# MATERIAL FOR THIS EXERCISE
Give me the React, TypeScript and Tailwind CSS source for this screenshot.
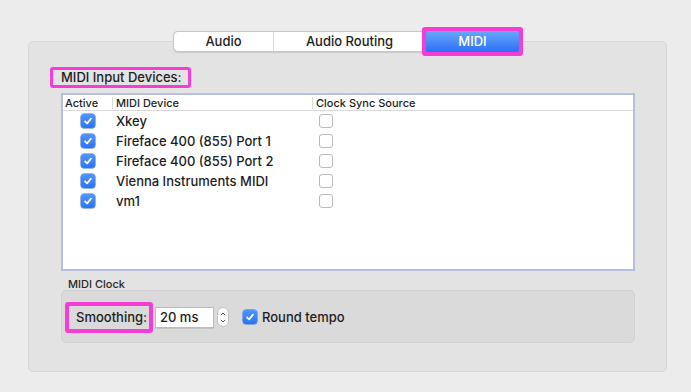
import React from "react";

const PINK = "border-[#f73cd6]";

function BlueCheck() {
  return (
    <div className="w-[14px] h-[14px] rounded-[3px] bg-gradient-to-b from-[#4f95fb] to-[#2a74f3] flex items-center justify-center shadow-[0_0_0_0.5px_#2a6ad8]">
      <svg width="10" height="10" viewBox="0 0 10 10">
        <path d="M2 5.3 L4.1 7.4 L8 2.6" fill="none" stroke="white" strokeWidth="1.7" strokeLinecap="round" strokeLinejoin="round" />
      </svg>
    </div>
  );
}

function EmptyCheck() {
  return <div className="w-[14px] h-[14px] rounded-[3px] bg-white border border-[#b9b9b9]" />;
}

const devices = ["Xkey", "Fireface 400 (855) Port 1", "Fireface 400 (855) Port 2", "Vienna Instruments MIDI", "vm1"];

export default function App() {
  return (
    <div
      className="w-[691px] h-[392px] bg-[#ececec] pt-[27px] text-[#1d1d1d]"
      style={{ fontFamily: "Inter, 'Noto Sans', sans-serif" }}
    >
      {/* tabs */}
      <div className="relative z-10 h-[29px] mb-[-15px] flex items-center pl-[173px]">
        <div className="h-[21px] flex bg-white border border-[#c6c6c6] rounded-l-[5px] shadow-[0_0.5px_1px_rgba(0,0,0,0.12)]">
          <div className="w-[99px] flex items-center justify-center text-[13px] font-medium leading-none">Audio</div>
          <div className="w-[152px] border-l border-[#d8d8d8] flex items-center justify-center text-[13px] font-medium leading-none">
            Audio Routing
          </div>
        </div>
        <div className={`ml-[-4px] h-[29px] border-4 ${PINK} rounded-[3px] bg-[#f73cd6]`}>
          <div className="w-[93px] h-full rounded-[2px] bg-gradient-to-b from-[#69a7fc] to-[#2e6ef5] flex items-center justify-center text-white text-[13px] font-medium leading-none">
            MIDI
          </div>
        </div>
      </div>

      {/* panel */}
      <div className="ml-[28px] w-[639px] h-[331px] bg-[#e3e3e3] border border-[#d7d7d7] rounded-[5px] pt-[25px] pl-[32px] pr-[31px]">
        <div className={`ml-[-11px] w-[141px] h-[21px] border-[3px] ${PINK} rounded-[3px] flex items-center pl-[8px] text-[13px] font-medium leading-none`}>
          MIDI Input Devices:
        </div>

        <div className="mt-[5px] w-[574px] h-[178px] bg-white border-2 border-[#b7bfdf] flex flex-col">
          <div className="h-[16px] pt-[1px] flex border-b border-[#dadada] text-[11px] font-medium leading-none">
            <div className="w-[49px] pl-[2px] flex items-center">Active</div>
            <div className="w-[200px] border-l border-[#dcdcdc] pl-[3px] flex items-center my-[1px]">MIDI Device</div>
            <div className="flex-1 border-l border-[#dcdcdc] pl-[3px] flex items-center my-[1px]">Clock Sync Source</div>
          </div>
          {devices.map((d) => (
            <div key={d} className="h-[20px] flex items-center text-[13px] font-medium leading-none">
              <div className="w-[50px] flex justify-center">
                <BlueCheck />
              </div>
              <div className="w-[200px] pl-[3px]">{d}</div>
              <div className="pl-[6px]">
                <EmptyCheck />
              </div>
            </div>
          ))}
        </div>

        <div className="mt-[6px] h-[13px] pl-[7px] text-[11px] leading-[14px] font-medium text-[#2a2a2a]">MIDI Clock</div>

        <div className="w-[574px] h-[53px] bg-[#dadada] border border-[#d2d2d2] rounded-[5px] flex items-center pl-[3px] pt-[1px]">
          <div className={`w-[88px] h-[31px] border-4 ${PINK} rounded-[3px] flex items-center pl-[7px] text-[13px] font-medium leading-none`}>
            Smoothing:
          </div>
          <div className="ml-[2px] w-[59px] h-[21px] bg-white border border-[#bcbcbc] shadow-[0_0.5px_1px_rgba(0,0,0,0.1)] flex items-center pl-[4px] text-[13px] font-medium leading-none">
            20 ms
          </div>
          <div className="ml-[3px] w-[12px] h-[20px] bg-white border border-[#c2c2c2] rounded-[6px] flex flex-col items-center justify-center gap-[3px]">
            <svg width="6" height="4" viewBox="0 0 6 4">
              <path d="M0.8 3.2 L3 1 L5.2 3.2" fill="none" stroke="#555" strokeWidth="1" />
            </svg>
            <svg width="6" height="4" viewBox="0 0 6 4">
              <path d="M0.8 0.8 L3 3 L5.2 0.8" fill="none" stroke="#555" strokeWidth="1" />
            </svg>
          </div>
          <div className="ml-[14px]">
            <BlueCheck />
          </div>
          <div className="ml-[5px] text-[13px] font-medium leading-none">Round tempo</div>
        </div>
      </div>
    </div>
  );
}
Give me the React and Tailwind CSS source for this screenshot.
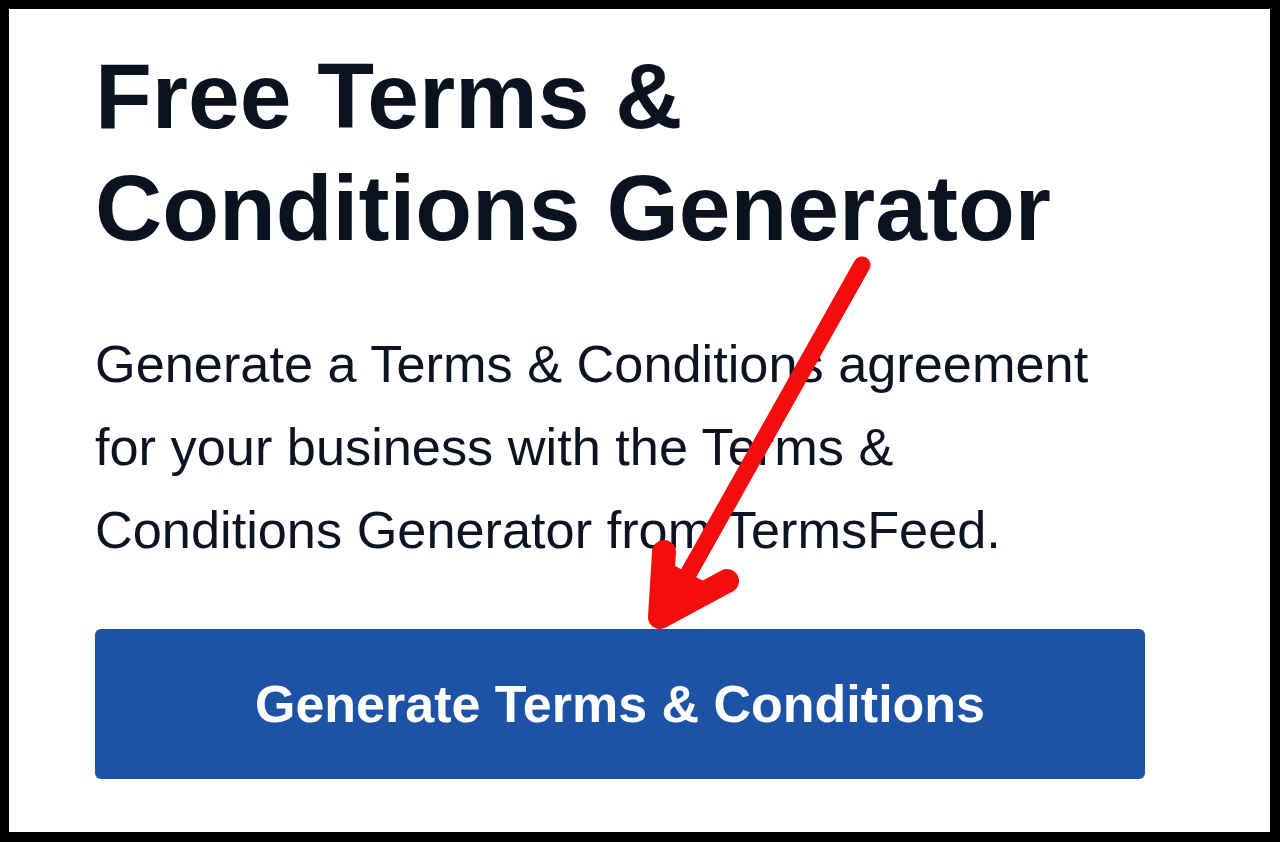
import React from "react";

// Red pointer drawn over the page, aimed at the call-to-action button.
// Coordinates are inside the black frame (9px border).
const Arrow = () => (
  <svg
    className="absolute left-0 top-0 pointer-events-none"
    width="1262"
    height="824"
    viewBox="0 0 1262 824"
  >
    <g
      stroke="#f40d0d"
      strokeLinecap="round"
      strokeLinejoin="round"
      fill="#f40d0d"
    >
      <path d="M853 256 L664 592" strokeWidth="17" fill="none" />
      <path d="M655 543 L651 608 L718 572" strokeWidth="24" fill="none" />
      <polygon points="651,608 659,560 697,580" strokeWidth="12" />
    </g>
  </svg>
);

const App = () => {
  return (
    <div className="relative w-[1280px] h-[842px] bg-white border-l-[9px] border-t-[9px] border-r-[10px] border-b-[10px] border-black overflow-hidden font-['Liberation_Sans',Arial,sans-serif]">
      <div className="w-[1050px] ml-[86px] pt-[31px] flex flex-col">
        <h1 className="text-[93px] leading-[112px] font-bold text-[#0a111f]">
          Free Terms &amp; Conditions Generator
        </h1>
        <p className="mt-[59px] text-[52.3px] leading-[83px] text-[#0c1322]">
          Generate a Terms &amp; Conditions agreement for your business with the
          Terms &amp; Conditions Generator from TermsFeed.
        </p>
        <button className="mt-[57px] h-[150px] w-full rounded-[6px] bg-[#1c53a6] text-white text-[52px] font-bold flex items-center justify-center">
          Generate Terms &amp; Conditions
        </button>
      </div>
      <Arrow />
    </div>
  );
};

export default App;
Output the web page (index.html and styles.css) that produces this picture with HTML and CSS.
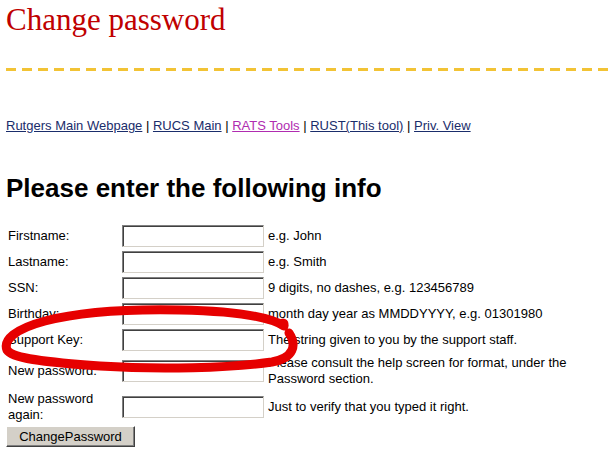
FILE: index.html
```html
<!DOCTYPE html>
<html>
<head>
<meta charset="utf-8">
<title>Change password</title>
<link rel="stylesheet" href="styles.css">
</head>
<body>
<div class="page">
  <h1 class="title">Change password</h1>
  <div class="dashes"></div>
  <nav class="nav">
    <a class="link" href="#">Rutgers Main Webpage</a> |
    <a class="link" href="#">RUCS Main</a> |
    <a class="link visited" href="#">RATS Tools</a> |
    <a class="link" href="#">RUST(This tool)</a> |
    <a class="link" href="#">Priv. View</a>
  </nav>
  <h2 class="heading">Please enter the following info</h2>
  <form class="form">
    <table class="fields">
      <tr><td class="label">Firstname:</td><td class="field"><input class="input" type="text"></td><td class="hint">e.g. John</td></tr>
      <tr><td class="label">Lastname:</td><td class="field"><input class="input" type="text"></td><td class="hint">e.g. Smith</td></tr>
      <tr><td class="label">SSN:</td><td class="field"><input class="input" type="text"></td><td class="hint">9 digits, no dashes, e.g. 123456789</td></tr>
      <tr><td class="label">Birthday:</td><td class="field"><input class="input" type="text"></td><td class="hint">month day year as MMDDYYYY, e.g. 01301980</td></tr>
      <tr><td class="label">Support Key:</td><td class="field"><input class="input" type="text"></td><td class="hint">The string given to you by the support staff.</td></tr>
      <tr><td class="label">New password:</td><td class="field"><input class="input" type="password"></td><td class="hint">Please consult the help screen for format, under the Password section.</td></tr>
      <tr><td class="label">New password again:</td><td class="field"><input class="input" type="password"></td><td class="hint">Just to verify that you typed it right.</td></tr>
    </table>
    <button class="button" type="button">ChangePassword</button>
  </form>
</div>
<svg class="scribble" width="616" height="466" viewBox="0 0 616 466">
  <path d="M 284 326 C 268 316, 230 311, 180 310 C 130 309, 80 312, 45 321 C 15 329, 3 340, 7 350 C 12 358, 40 362, 100 366 C 160 370, 230 368, 272 362 C 294 358, 297 345, 289 333" fill="none" stroke="#e60000" stroke-width="9" stroke-linecap="round" stroke-linejoin="round"/>
  <circle cx="283" cy="324" r="5.5" fill="#e60000"/>
</svg>
</body>
</html>
```

FILE: styles.css
```css
html, body {
  margin: 0;
  padding: 0;
  background: #ffffff;
}

.page {
  padding: 0 6px;
  font-family: "Liberation Sans", Arial, sans-serif;
  font-size: 13px;
  line-height: 16px;
  color: #000000;
}

.title {
  margin: 2px 0 0 0;
  font-family: "Liberation Serif", "Times New Roman", serif;
  font-weight: normal;
  font-size: 31px;
  line-height: 35px;
  color: #c00000;
}

.dashes {
  margin-top: 31px;
  height: 3px;
  background: repeating-linear-gradient(to right, #f2c335 0, #f2c335 10px, transparent 10px, transparent 16px);
}

.nav {
  margin-top: 47px;
  line-height: 16px;
}

.link {
  color: #1a2d6b;
  text-decoration: underline;
}

.link.visited {
  color: #b02cb0;
}

.heading {
  margin: 39px 0 0 0;
  font-size: 26px;
  line-height: 30px;
  font-weight: bold;
}

.form {
  margin: 20px 0 0 0;
}

.fields {
  border-collapse: collapse;
  border-spacing: 0;
}

.fields td {
  padding: 2px;
  vertical-align: middle;
}

.fields .label {
  width: 110px;
}

.input {
  display: block;
  box-sizing: border-box;
  width: 142px;
  height: 22px;
  margin: 0;
  padding: 0;
  border: 1px solid;
  border-color: #808080 #d4d0c8 #d4d0c8 #808080;
  box-shadow: inset 1px 1px 0 #404040;
  background: #ffffff;
}

.button {
  display: block;
  margin: 1px 0 0 0;
  box-sizing: border-box;
  width: 129px;
  height: 21px;
  padding: 0;
  font-family: "Liberation Sans", Arial, sans-serif;
  font-size: 13px;
  color: #000000;
  background: #d4d0c8;
  border: 1px solid;
  border-color: #ffffff #404040 #404040 #ffffff;
  box-shadow: inset -1px -1px 0 #808080;
}

.scribble {
  position: absolute;
  left: 0;
  top: 0;
  pointer-events: none;
}
```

# DIRECTIONS
Start at the line with "Give me the React and", stop at the line with "export default App;", both lines included, and repeat that span exactly without its pictures.

# SOLUTION TO THE EXERCISE
Give me the React and Tailwind CSS source for this screenshot.
import React from "react";

// Red pointer drawn over the page, aimed at the call-to-action button.
// Coordinates are inside the black frame (9px border).
const Arrow = () => (
  <svg
    className="absolute left-0 top-0 pointer-events-none"
    width="1262"
    height="824"
    viewBox="0 0 1262 824"
  >
    <g
      stroke="#f40d0d"
      strokeLinecap="round"
      strokeLinejoin="round"
      fill="#f40d0d"
    >
      <path d="M853 256 L664 592" strokeWidth="17" fill="none" />
      <path d="M655 543 L651 608 L718 572" strokeWidth="24" fill="none" />
      <polygon points="651,608 659,560 697,580" strokeWidth="12" />
    </g>
  </svg>
);

const App = () => {
  return (
    <div className="relative w-[1280px] h-[842px] bg-white border-l-[9px] border-t-[9px] border-r-[10px] border-b-[10px] border-black overflow-hidden font-['Liberation_Sans',Arial,sans-serif]">
      <div className="w-[1050px] ml-[86px] pt-[31px] flex flex-col">
        <h1 className="text-[93px] leading-[112px] font-bold text-[#0a111f]">
          Free Terms &amp; Conditions Generator
        </h1>
        <p className="mt-[59px] text-[52.3px] leading-[83px] text-[#0c1322]">
          Generate a Terms &amp; Conditions agreement for your business with the
          Terms &amp; Conditions Generator from TermsFeed.
        </p>
        <button className="mt-[57px] h-[150px] w-full rounded-[6px] bg-[#1c53a6] text-white text-[52px] font-bold flex items-center justify-center">
          Generate Terms &amp; Conditions
        </button>
      </div>
      <Arrow />
    </div>
  );
};

export default App;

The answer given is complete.